>> start Source data

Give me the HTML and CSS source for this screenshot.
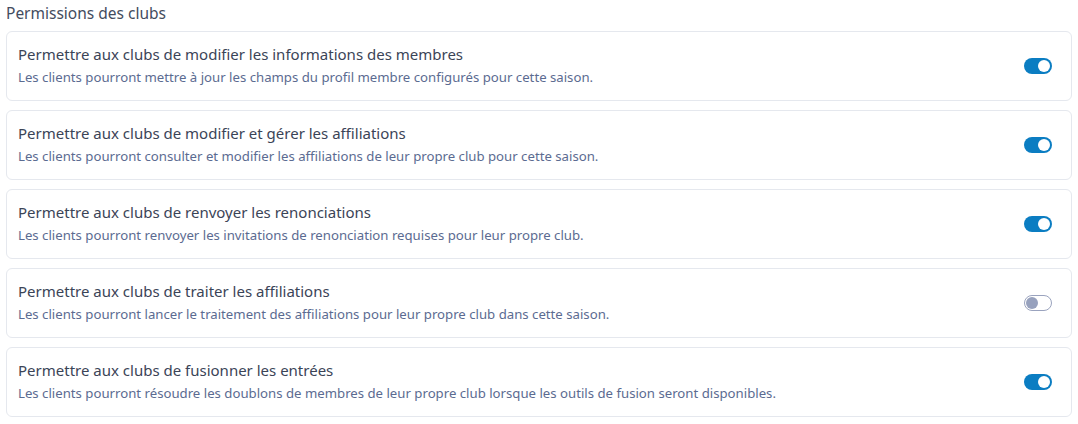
FILE: index.html
```html
<!DOCTYPE html>
<html lang="fr">
<head>
<meta charset="utf-8">
<link rel="stylesheet" href="styles.css">
</head>
<body>
<div class="section">
  <div class="section-title">Permissions des clubs</div>
  <div class="list">
    <div class="card">
      <div class="text">
        <div class="title">Permettre aux clubs de modifier les informations des membres</div>
        <div class="desc">Les clients pourront mettre à jour les champs du profil membre configurés pour cette saison.</div>
      </div>
      <span class="toggle on"><span class="knob"></span></span>
    </div>
    <div class="card">
      <div class="text">
        <div class="title">Permettre aux clubs de modifier et gérer les affiliations</div>
        <div class="desc">Les clients pourront consulter et modifier les affiliations de leur propre club pour cette saison.</div>
      </div>
      <span class="toggle on"><span class="knob"></span></span>
    </div>
    <div class="card">
      <div class="text">
        <div class="title">Permettre aux clubs de renvoyer les renonciations</div>
        <div class="desc">Les clients pourront renvoyer les invitations de renonciation requises pour leur propre club.</div>
      </div>
      <span class="toggle on"><span class="knob"></span></span>
    </div>
    <div class="card">
      <div class="text">
        <div class="title">Permettre aux clubs de traiter les affiliations</div>
        <div class="desc">Les clients pourront lancer le traitement des affiliations pour leur propre club dans cette saison.</div>
      </div>
      <span class="toggle off"><span class="knob"></span></span>
    </div>
    <div class="card">
      <div class="text">
        <div class="title">Permettre aux clubs de fusionner les entrées</div>
        <div class="desc">Les clients pourront résoudre les doublons de membres de leur propre club lorsque les outils de fusion seront disponibles.</div>
      </div>
      <span class="toggle on"><span class="knob"></span></span>
    </div>
  </div>
</div>
</body>
</html>
```
FILE: styles.css
```css
html, body {
  margin: 0;
  padding: 0;
  background: #ffffff;
}
body {
  font-family: "Noto Sans", "Open Sans", sans-serif;
  color: #3a4356;
}
.section {
  padding: 2px 6px 0 6px;
}
.section-title {
  font-size: 15.5px;
  line-height: 22px;
  color: #434c5e;
  margin-bottom: 7px;
}
.list {
  display: flex;
  flex-direction: column;
  gap: 9px;
}
.card {
  height: 70px;
  box-sizing: border-box;
  border: 1px solid #e5e8ee;
  border-radius: 6px;
  display: flex;
  align-items: center;
  justify-content: space-between;
  padding: 0 19px 0 11px;
}
.text {
  display: flex;
  flex-direction: column;
  gap: 4px;
  margin-top: -2px;
}
.title {
  font-size: 15px;
  line-height: 20px;
  color: #3b4457;
}
.desc {
  font-size: 13.2px;
  line-height: 18px;
  color: #5b6b91;
}
.toggle {
  width: 28px;
  height: 16px;
  box-sizing: border-box;
  border-radius: 8px;
  display: flex;
  align-items: center;
  padding: 0 2px;
  margin-top: 0;
}
.toggle .knob {
  width: 12px;
  height: 12px;
  border-radius: 50%;
}
.toggle.on {
  background: #0b7dc2;
  justify-content: flex-end;
}
.toggle.on .knob {
  background: #ffffff;
}
.toggle.off {
  background: #ffffff;
  border: 1px solid #9aa3be;
  justify-content: flex-start;
  padding: 0 1px;
}
.toggle.off .knob {
  background: #97a1bd;
}
```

>> end Source data

Output a faithful copy of the data, with each picture left out.

Expected answer:
Give me the HTML and CSS source for this screenshot.
FILE: index.html
```html
<!DOCTYPE html>
<html lang="fr">
<head>
<meta charset="utf-8">
<link rel="stylesheet" href="styles.css">
</head>
<body>
<div class="section">
  <div class="section-title">Permissions des clubs</div>
  <div class="list">
    <div class="card">
      <div class="text">
        <div class="title">Permettre aux clubs de modifier les informations des membres</div>
        <div class="desc">Les clients pourront mettre à jour les champs du profil membre configurés pour cette saison.</div>
      </div>
      <span class="toggle on"><span class="knob"></span></span>
    </div>
    <div class="card">
      <div class="text">
        <div class="title">Permettre aux clubs de modifier et gérer les affiliations</div>
        <div class="desc">Les clients pourront consulter et modifier les affiliations de leur propre club pour cette saison.</div>
      </div>
      <span class="toggle on"><span class="knob"></span></span>
    </div>
    <div class="card">
      <div class="text">
        <div class="title">Permettre aux clubs de renvoyer les renonciations</div>
        <div class="desc">Les clients pourront renvoyer les invitations de renonciation requises pour leur propre club.</div>
      </div>
      <span class="toggle on"><span class="knob"></span></span>
    </div>
    <div class="card">
      <div class="text">
        <div class="title">Permettre aux clubs de traiter les affiliations</div>
        <div class="desc">Les clients pourront lancer le traitement des affiliations pour leur propre club dans cette saison.</div>
      </div>
      <span class="toggle off"><span class="knob"></span></span>
    </div>
    <div class="card">
      <div class="text">
        <div class="title">Permettre aux clubs de fusionner les entrées</div>
        <div class="desc">Les clients pourront résoudre les doublons de membres de leur propre club lorsque les outils de fusion seront disponibles.</div>
      </div>
      <span class="toggle on"><span class="knob"></span></span>
    </div>
  </div>
</div>
</body>
</html>
```
FILE: styles.css
```css
html, body {
  margin: 0;
  padding: 0;
  background: #ffffff;
}
body {
  font-family: "Noto Sans", "Open Sans", sans-serif;
  color: #3a4356;
}
.section {
  padding: 2px 6px 0 6px;
}
.section-title {
  font-size: 15.5px;
  line-height: 22px;
  color: #434c5e;
  margin-bottom: 7px;
}
.list {
  display: flex;
  flex-direction: column;
  gap: 9px;
}
.card {
  height: 70px;
  box-sizing: border-box;
  border: 1px solid #e5e8ee;
  border-radius: 6px;
  display: flex;
  align-items: center;
  justify-content: space-between;
  padding: 0 19px 0 11px;
}
.text {
  display: flex;
  flex-direction: column;
  gap: 4px;
  margin-top: -2px;
}
.title {
  font-size: 15px;
  line-height: 20px;
  color: #3b4457;
}
.desc {
  font-size: 13.2px;
  line-height: 18px;
  color: #5b6b91;
}
.toggle {
  width: 28px;
  height: 16px;
  box-sizing: border-box;
  border-radius: 8px;
  display: flex;
  align-items: center;
  padding: 0 2px;
  margin-top: 0;
}
.toggle .knob {
  width: 12px;
  height: 12px;
  border-radius: 50%;
}
.toggle.on {
  background: #0b7dc2;
  justify-content: flex-end;
}
.toggle.on .knob {
  background: #ffffff;
}
.toggle.off {
  background: #ffffff;
  border: 1px solid #9aa3be;
  justify-content: flex-start;
  padding: 0 1px;
}
.toggle.off .knob {
  background: #97a1bd;
}
```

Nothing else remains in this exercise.